3.1 Secondary material
Start by making a general survey of secondary material. This will show you what has been done before (which means that you do not have to do it) and will probably give you ideas on how you should (or should not) deal with your primary material, on problems that you had not thought of, etc. You can find secondary material in a number of places, such as:

In connection with a term paper there is of course a limit to the amount of secondary sources you can be expected to go through. Consult your teacher, who may advise you on this point.

In going through the secondary material, you should make notes and collect excerpts as you go along. It is important to organize your notes in such a way that you can survey (and rearrange) them while you are working on your paper. Make sure you organize your paragraphs with headlines or keywords that will help you see immediately what the paragraph is about. Make sure that you copy the excerpts correctly and write the name of the source and the page number or URL immediately. This will save you a lot of extra work and trouble later on. Getting the facts right is fundamental in scholarly procedure.

3.2 Primary material
Although it is important to study the secondary material carefully, your main task is to collect and analyse some primary material. You may draw your primary material from corpora such as the LOB Corpus, the British National Corpus (BNC), the Corpus of Contemporary American English (COCA), the English-Norwegian Parallel Corpus (ENPC), the Oslo Multilingual Corpus (OMC), the International Corpus of English (ICE), or the International Corpus of Learner English (ICLE, including the Norwegian subcorpus NICLE). Your choice of corpus will depend on your research question. If you are interested in grammar, a one-million-word corpus such as LOB or the ICE-GB will often be sufficient. For lexical phenomena beyond the core vocabulary you will need a much larger corpus, such as the BNC or COCA. If you want to study translation or compare languages, you will find a good source in the ENPC or the Oslo Multilingual Corpus (OMC). Aspects of learner English can be studied for example on the basis of the International Corpus of Learner English (ICLE) or VESPA.

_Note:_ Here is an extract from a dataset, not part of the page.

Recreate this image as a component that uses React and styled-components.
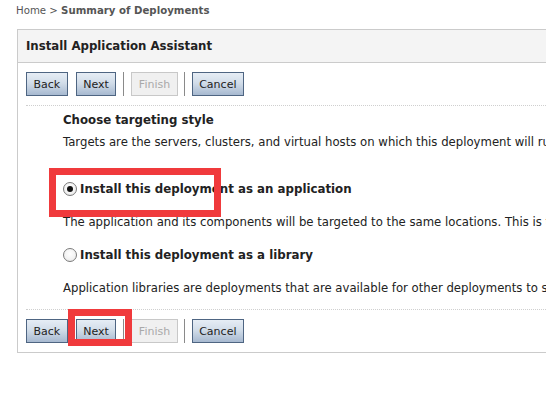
import React from "react";
import styled, { createGlobalStyle } from "styled-components";

const Global = createGlobalStyle`
  html, body { margin: 0; padding: 0; background: #fff; overflow: hidden; }
  body { font-family: Tahoma, "DejaVu Sans", Verdana, sans-serif; color: #222; }
`;

const Page = styled.div`
  position: relative;
  width: 546px;
  height: 404px;
  overflow: hidden;
  padding: 4px 0 0 16px;
  box-sizing: border-box;
`;

const Crumbs = styled.div`
  font-size: 10.2px;
  line-height: 14px;
  color: #555;
  white-space: nowrap;
  b { font-weight: bold; }
`;

const Panel = styled.div`
  margin: 11px 0 0 1px;
  width: 760px;
  border: 1px solid #cbcbcb;
  border-right: none;
`;

const Header = styled.div`
  height: 32px;
  background: #f4f4f4;
  border-bottom: 1px solid #cbcbcb;
  display: flex;
  align-items: center;
  padding-left: 8px;
  font-size: 11.75px;
  font-weight: bold;
  color: #222;
`;

const Toolbar = styled.div`
  display: flex;
  align-items: center;
  padding: 9px 8px;
`;

const Button = styled.button`
  height: 24px;
  padding: 0 6.5px;
  margin-right: ${(p) => (p.$gap != null ? p.$gap : 8)}px;
  font-family: inherit;
  font-size: 11px;
  color: ${(p) => (p.disabled ? "#a9a9a9" : "#222")};
  border: 1px solid ${(p) => (p.disabled ? "#c8c8c8" : "#4e6582")};
  background: ${(p) =>
    p.disabled
      ? "#f0f0f0"
      : "linear-gradient(to bottom, #e6edf5 0%, #d2dde9 45%, #a7b9d0 100%)"};
  border-radius: 0;
  box-sizing: border-box;
  cursor: default;
`;

const Sep = styled.span`
  width: 1px;
  height: 24px;
  background: #8a8a8a;
  margin-right: 7px;
`;

const Dotted = styled.div`
  margin-left: 8px;
  border-top: 1px dotted #cfcfcf;
`;

const Content = styled.div`
  padding: 6px 0 13px 45px;
  font-size: 11.7px;
  line-height: 16px;
  white-space: nowrap;
`;

const Title = styled.div`
  font-size: 11.75px;
  font-weight: bold;
`;

const Text = styled.div`
  margin-top: ${(p) => p.$mt}px;
`;

const RadioRow = styled.div`
  margin-top: ${(p) => p.$mt}px;
  display: flex;
  align-items: center;
  font-size: 11.8px;
  font-weight: bold;
  height: 16px;
`;

const Radio = styled.span`
  width: 12px;
  height: 12px;
  border: 1px solid #7a7a7a;
  border-radius: 50%;
  background: radial-gradient(circle at 50% 40%, #ffffff 0%, #f2f2f2 60%, #dcdcdc 100%);
  margin-right: 3px;
  display: flex;
  align-items: center;
  justify-content: center;
  flex: none;
  &::after {
    content: "";
    width: 6px;
    height: 6px;
    border-radius: 50%;
    background: ${(p) => (p.$checked ? "#111" : "transparent")};
  }
`;

const Highlight = styled.div`
  position: absolute;
  border: 7px solid #f03a3c;
  box-sizing: border-box;
  pointer-events: none;
`;

function Buttons() {
  return (
    <Toolbar>
      <Button>Back</Button>
      <Button $gap={7}>Next</Button>
      <Sep />
      <Button disabled $gap={6}>Finish</Button>
      <Sep />
      <Button>Cancel</Button>
    </Toolbar>
  );
}

export default function App() {
  return (
    <>
      <Global />
      <Page>
        <Crumbs>
          Home &gt; <b>Summary of Deployments</b>
        </Crumbs>
        <Panel>
          <Header>Install Application Assistant</Header>
          <Buttons />
          <Dotted />
          <Content>
            <Title>Choose targeting style</Title>
            <Text $mt={6}>
              Targets are the servers, clusters, and virtual hosts on which this deployment will run. There are several ways you can target an application.
            </Text>
            <RadioRow $mt={31}>
              <Radio $checked />
              Install this deployment as an application
            </RadioRow>
            <Text $mt={17}>
              The application and its components will be targeted to the same locations. This is the most common usage.
            </Text>
            <RadioRow $mt={17}>
              <Radio />
              Install this deployment as a library
            </RadioRow>
            <Text $mt={17}>
              Application libraries are deployments that are available for other deployments to share. Libraries should be available on all of the targets running their referencing applications.
            </Text>
          </Content>
          <Dotted />
          <Buttons />
        </Panel>
        <Highlight style={{ left: 49, top: 168, width: 172, height: 49 }} />
        <Highlight style={{ left: 68, top: 309, width: 64, height: 37 }} />
      </Page>
    </>
  );
}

To use a corpus, you need a search tool. Many corpora can be searched by means of a general concordancer such as AntConc or WordSmith Tools (see Scott 2001), but for example, the BNC, ICE-GB (the British part of ICE), and the ENPC have their own search engines, as do the corpora found at https://www.english-corpora.org/.

It is often useful to make a pilot study first, i.e. to collect a small amount of material and analyse it along the lines intended. This will show you if your material is giving you enough data, and the right kind of data, or whether you may have to use different kinds of material.

Be careful in registering your material. Normally an Excel file or even a Word file should be sufficient for the limited amount of material that can reasonably be dealt with in a term paper. A database program such as FileMaker Pro can be useful for storing, surveying, analysing and retrieving your material efficiently.

Whichever system you use, make sure to copy all examples correctly (and/or save them in a useful format), to include enough context. Also include the precise source at once, to save time and trouble later on. This is because you may want to look up the example in the corpus again (for example, if you need to look at the wider context) and because you should specify the source of corpus examples when you quote them in your paper.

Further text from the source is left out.